AIM:
Reproduce the full listing below unchanged, apart from the pictures.

SUPPLIED MATERIAL:
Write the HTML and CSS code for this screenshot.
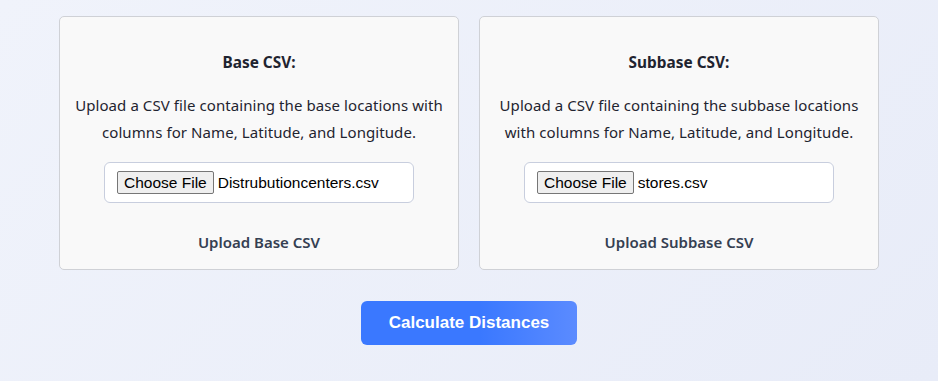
FILE: index.html
```html
<!DOCTYPE html>
<html lang="en">
<head>
  <meta charset="UTF-8" />
  <meta name="viewport" content="width=device-width, initial-scale=1.0"/>
  <title>CSV Distance Calculator</title>
  <link rel="stylesheet" href="styles.css">
</head>
<body>
  <div class="uploads">
    <div class="upload-card">
      <h3>Base CSV:</h3>
      <p>Upload a CSV file containing the base locations with columns for Name, Latitude, and Longitude.</p>
      <div class="file-box">
        <span class="file-button">Choose File</span>
        <span class="file-name">Distrubutioncenters.csv</span>
      </div>
      <button class="upload-btn">Upload Base CSV</button>
    </div>

    <div class="upload-card">
      <h3>Subbase CSV:</h3>
      <p>Upload a CSV file containing the subbase locations with columns for Name, Latitude, and Longitude.</p>
      <div class="file-box">
        <span class="file-button">Choose File</span>
        <span class="file-name">stores.csv</span>
      </div>
      <button class="upload-btn">Upload Subbase CSV</button>
    </div>
  </div>

  <button class="calc-btn">Calculate Distances</button>
</body>
</html>
```

FILE: styles.css
```css
body {
  margin: 0;
  min-height: 381px;
  font-family: 'Noto Sans', sans-serif;
  color: #1f2430;
  background: linear-gradient(135deg, #f0f3fb 0%, #e8ecf8 100%);
  display: flex;
  flex-direction: column;
  align-items: center;
}

.uploads {
  display: flex;
  gap: 20px;
  margin-top: 16px;
}

.upload-card {
  width: 368px;
  padding: 20px 15px 8px;
  background-color: #f9f9f9;
  border: 1px solid #cfd1d6;
  border-radius: 5px;
  text-align: center;
}

.upload-card h3 {
  margin: 13px 0 0;
  font-size: 15.4px;
  line-height: 26px;
  font-weight: 700;
}

.upload-card p {
  margin: 16px 0 0;
  font-size: 15px;
  line-height: 27px;
  letter-spacing: 0.08px;
}

.file-box {
  width: 284px;
  height: 39px;
  margin: 16px auto 0;
  padding: 0 12px;
  display: flex;
  align-items: center;
  gap: 4px;
  background-color: #ffffff;
  border: 1px solid #c8cede;
  border-radius: 6px;
  font-family: 'Liberation Sans', Arial, sans-serif;
  font-size: 15.5px;
  color: #000000;
}

.file-button {
  padding: 1px 6px;
  line-height: 19px;
  background-color: #efefef;
  border: 1px solid #767676;
  border-radius: 2px;
}

.upload-btn {
  margin-top: 20px;
  padding: 8px 16px;
  background: none;
  border: none;
  font-family: 'Noto Sans', sans-serif;
  font-size: 15px;
  line-height: 22px;
  font-weight: 600;
  color: #354052;
  cursor: pointer;
}

.calc-btn {
  margin-top: 31px;
  width: 216px;
  height: 44px;
  border: none;
  border-radius: 6px;
  background: linear-gradient(90deg, #3a78ff 0%, #3a78ff 55%, #5b8bff 100%);
  color: #ffffff;
  font-family: 'Liberation Sans', Arial, sans-serif;
  font-size: 17px;
  font-weight: 700;
  cursor: pointer;
}
```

THE RESPONSE:
Write the HTML and CSS code for this screenshot.
FILE: index.html
```html
<!DOCTYPE html>
<html lang="en">
<head>
  <meta charset="UTF-8" />
  <meta name="viewport" content="width=device-width, initial-scale=1.0"/>
  <title>CSV Distance Calculator</title>
  <link rel="stylesheet" href="styles.css">
</head>
<body>
  <div class="uploads">
    <div class="upload-card">
      <h3>Base CSV:</h3>
      <p>Upload a CSV file containing the base locations with columns for Name, Latitude, and Longitude.</p>
      <div class="file-box">
        <span class="file-button">Choose File</span>
        <span class="file-name">Distrubutioncenters.csv</span>
      </div>
      <button class="upload-btn">Upload Base CSV</button>
    </div>

    <div class="upload-card">
      <h3>Subbase CSV:</h3>
      <p>Upload a CSV file containing the subbase locations with columns for Name, Latitude, and Longitude.</p>
      <div class="file-box">
        <span class="file-button">Choose File</span>
        <span class="file-name">stores.csv</span>
      </div>
      <button class="upload-btn">Upload Subbase CSV</button>
    </div>
  </div>

  <button class="calc-btn">Calculate Distances</button>
</body>
</html>
```

FILE: styles.css
```css
body {
  margin: 0;
  min-height: 381px;
  font-family: 'Noto Sans', sans-serif;
  color: #1f2430;
  background: linear-gradient(135deg, #f0f3fb 0%, #e8ecf8 100%);
  display: flex;
  flex-direction: column;
  align-items: center;
}

.uploads {
  display: flex;
  gap: 20px;
  margin-top: 16px;
}

.upload-card {
  width: 368px;
  padding: 20px 15px 8px;
  background-color: #f9f9f9;
  border: 1px solid #cfd1d6;
  border-radius: 5px;
  text-align: center;
}

.upload-card h3 {
  margin: 13px 0 0;
  font-size: 15.4px;
  line-height: 26px;
  font-weight: 700;
}

.upload-card p {
  margin: 16px 0 0;
  font-size: 15px;
  line-height: 27px;
  letter-spacing: 0.08px;
}

.file-box {
  width: 284px;
  height: 39px;
  margin: 16px auto 0;
  padding: 0 12px;
  display: flex;
  align-items: center;
  gap: 4px;
  background-color: #ffffff;
  border: 1px solid #c8cede;
  border-radius: 6px;
  font-family: 'Liberation Sans', Arial, sans-serif;
  font-size: 15.5px;
  color: #000000;
}

.file-button {
  padding: 1px 6px;
  line-height: 19px;
  background-color: #efefef;
  border: 1px solid #767676;
  border-radius: 2px;
}

.upload-btn {
  margin-top: 20px;
  padding: 8px 16px;
  background: none;
  border: none;
  font-family: 'Noto Sans', sans-serif;
  font-size: 15px;
  line-height: 22px;
  font-weight: 600;
  color: #354052;
  cursor: pointer;
}

.calc-btn {
  margin-top: 31px;
  width: 216px;
  height: 44px;
  border: none;
  border-radius: 6px;
  background: linear-gradient(90deg, #3a78ff 0%, #3a78ff 55%, #5b8bff 100%);
  color: #ffffff;
  font-family: 'Liberation Sans', Arial, sans-serif;
  font-size: 17px;
  font-weight: 700;
  cursor: pointer;
}
```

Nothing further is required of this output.